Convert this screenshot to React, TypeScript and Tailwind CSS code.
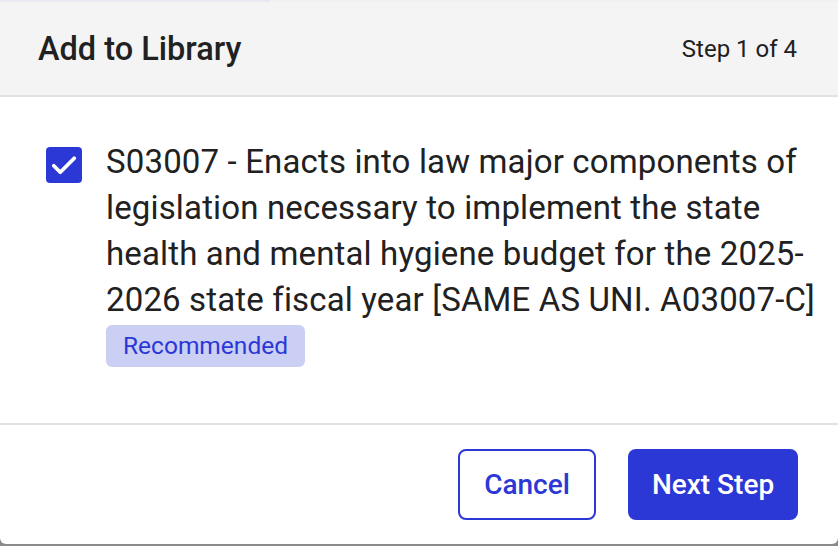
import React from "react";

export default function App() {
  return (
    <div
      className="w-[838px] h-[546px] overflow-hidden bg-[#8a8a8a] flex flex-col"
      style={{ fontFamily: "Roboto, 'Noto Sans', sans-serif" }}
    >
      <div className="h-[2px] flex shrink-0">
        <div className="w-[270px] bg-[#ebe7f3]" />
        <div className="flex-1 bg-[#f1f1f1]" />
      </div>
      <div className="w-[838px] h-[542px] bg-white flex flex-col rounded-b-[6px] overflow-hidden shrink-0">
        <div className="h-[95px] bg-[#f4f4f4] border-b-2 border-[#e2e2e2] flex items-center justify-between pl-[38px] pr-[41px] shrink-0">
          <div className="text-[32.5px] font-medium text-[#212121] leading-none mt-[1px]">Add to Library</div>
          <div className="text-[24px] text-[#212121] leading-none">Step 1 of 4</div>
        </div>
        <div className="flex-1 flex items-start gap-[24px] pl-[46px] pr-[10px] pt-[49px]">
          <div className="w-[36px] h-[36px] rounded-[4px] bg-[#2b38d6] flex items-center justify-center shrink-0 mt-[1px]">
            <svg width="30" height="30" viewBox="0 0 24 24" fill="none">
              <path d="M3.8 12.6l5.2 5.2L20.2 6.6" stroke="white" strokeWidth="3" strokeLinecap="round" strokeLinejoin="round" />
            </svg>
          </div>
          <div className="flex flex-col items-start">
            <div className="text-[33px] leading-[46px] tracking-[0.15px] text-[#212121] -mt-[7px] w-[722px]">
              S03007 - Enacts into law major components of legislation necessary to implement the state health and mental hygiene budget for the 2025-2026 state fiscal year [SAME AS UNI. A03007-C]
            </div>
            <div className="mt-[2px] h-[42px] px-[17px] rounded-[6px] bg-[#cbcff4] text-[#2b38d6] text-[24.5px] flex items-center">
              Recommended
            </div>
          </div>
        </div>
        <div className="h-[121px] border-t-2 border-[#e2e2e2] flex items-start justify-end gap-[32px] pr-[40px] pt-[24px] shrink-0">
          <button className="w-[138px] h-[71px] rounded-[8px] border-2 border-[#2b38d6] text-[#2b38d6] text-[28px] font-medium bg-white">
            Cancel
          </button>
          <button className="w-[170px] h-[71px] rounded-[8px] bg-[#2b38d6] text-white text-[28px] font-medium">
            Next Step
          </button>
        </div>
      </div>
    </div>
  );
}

→ TASK STATEMENT: From the first line above through the line containing "import React from", copy everything exactly, without the pictures.

→ WRITTEN SOLUTION:
Convert this screenshot to React, TypeScript and Tailwind CSS code.
import React from "react";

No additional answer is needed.